Richard Fields, executive director of technical and vocational education for Boston Schools says communication at Madison improved because of Teen Empowerment. "Positive bonds have been created that weren't there before," he says, "and the student body organizations were greatly strengthened." He wants to continue with Teen Empowerment but can't promise ample funds to support it.

Pollack, ever the entrepreneur who believes in his program, says, "We can change schools, lower absenteeism, lower the rate of fights, increase the level of satisfaction for teachers and students. All this for about $110,000 a year. If your school budget is $3 million or $4 million, you can afford us, because we empower youth to be assets not liabilities."

Pollack copyrighted the Teen Empowerment curriculum to ensure that it is used with appropriate training and understanding at school sites or in neighborhoods. "In the past, when people would steal pieces of it and use it without training," he says, "they would say, hey, it doesn't work. You need at least two full-time trained staff, continuing training support, and you have to pay the youths."

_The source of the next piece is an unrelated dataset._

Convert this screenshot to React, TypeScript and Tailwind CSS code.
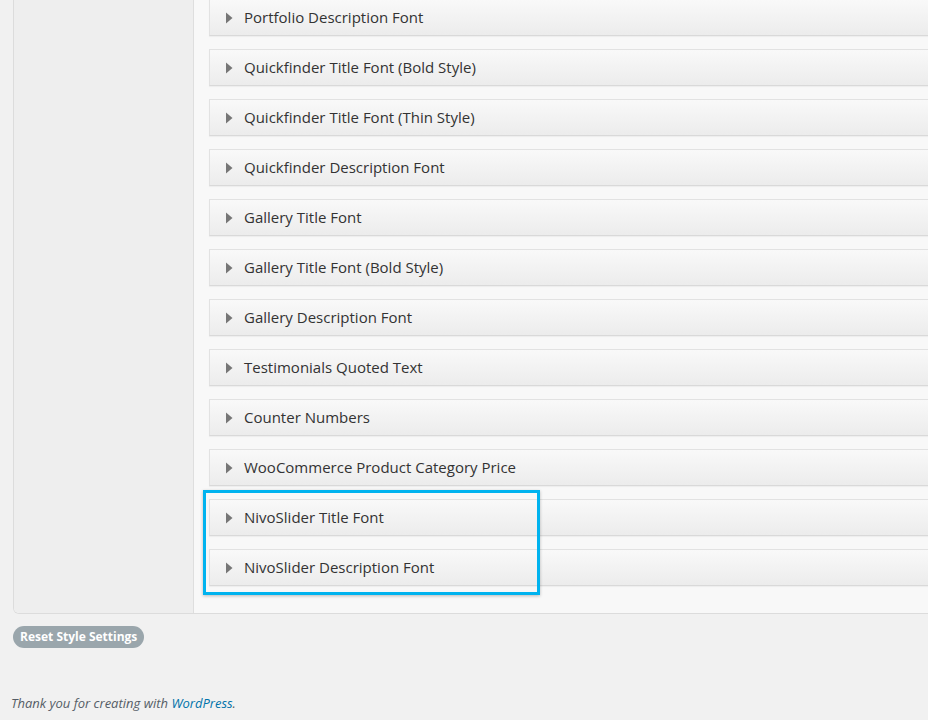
import React from "react";

const groups = [
  "Portfolio Description Font",
  "Quickfinder Title Font (Bold Style)",
  "Quickfinder Title Font (Thin Style)",
  "Quickfinder Description Font",
  "Gallery Title Font",
  "Gallery Title Font (Bold Style)",
  "Gallery Description Font",
  "Testimonials Quoted Text",
  "Counter Numbers",
  "WooCommerce Product Category Price",
];

const highlighted = ["NivoSlider Title Font", "NivoSlider Description Font"];

function Arrow() {
  return (
    <svg width="7" height="12" viewBox="0 0 7 12" className="shrink-0">
      <path d="M0 0.5 L6.5 6 L0 11.5 Z" fill="#767676" />
    </svg>
  );
}

function FontItem({ title }: { title: string }) {
  return (
    <div className="flex h-[37px] items-center gap-[11px] border border-[#e2e2e2] border-b-[#d9d9d9] bg-gradient-to-b from-[#f9f9f9] to-[#ececec] pl-[16px] shadow-[0_1px_1px_rgba(0,0,0,0.04)]">
      <Arrow />
      <span className="text-[15px] text-[#333]">{title}</span>
    </div>
  );
}

export default function App() {
  return (
    <div
      className="h-[720px] w-[928px] overflow-hidden bg-[#f1f1f1]"
      style={{ fontFamily: '"Open Sans", "Noto Sans", sans-serif' }}
    >
      <div className="ml-[13px] w-[960px]">
        {/* settings panel */}
        <div className="-mt-[12px] flex overflow-hidden rounded-bl-[6px] border border-t-0 border-[#dcdcdc] bg-[#f8f8f8]">
          <div className="w-[180px] shrink-0 border-r border-[#dedede] bg-[#eeeeee]" />
          <div className="flex flex-1 flex-col gap-[13px] pb-[27px] pl-[15px] pt-[11px]">
            {groups.map((g) => (
              <FontItem key={g} title={g} />
            ))}
            <div className="relative flex flex-col gap-[13px]">
              {highlighted.map((g) => (
                <FontItem key={g} title={g} />
              ))}
              <div className="absolute -top-[9px] -bottom-[9px] -left-[6px] w-[337px] border-[3px] border-[#00b3ef] shadow-[0_1px_3px_rgba(0,0,0,0.25)]" />
            </div>
          </div>
        </div>

        <button className="mt-[12px] h-[22px] rounded-full bg-[#9aa6ac] px-[7px] text-[12px] font-bold text-white">
          Reset Style Settings
        </button>

        <p className="-ml-[2px] mt-[46px] text-[13px] italic text-[#555d66]">
          Thank you for creating with <span className="text-[#0073aa]">WordPress</span>.
        </p>
      </div>
    </div>
  );
}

Those who support Teen Empowerment see its success now as closely linked to Pollack, but if the model is to be replicated widely, they suggest he has to step back and focus on staff development.

"Stanley is one of the most talented entrepreneurs I've even seen," says Angel Bermudez, program director for The Boston Foundation, which contributed $50,000 to Teen Empowerment.

"He can be headstrong too, but his results speak for themselves, and he is willing to detach himself and shape a replication strategy that will allow his work to become institutionalized," he says. "The issue is how to import it without weakening his anchor project, and that takes resources."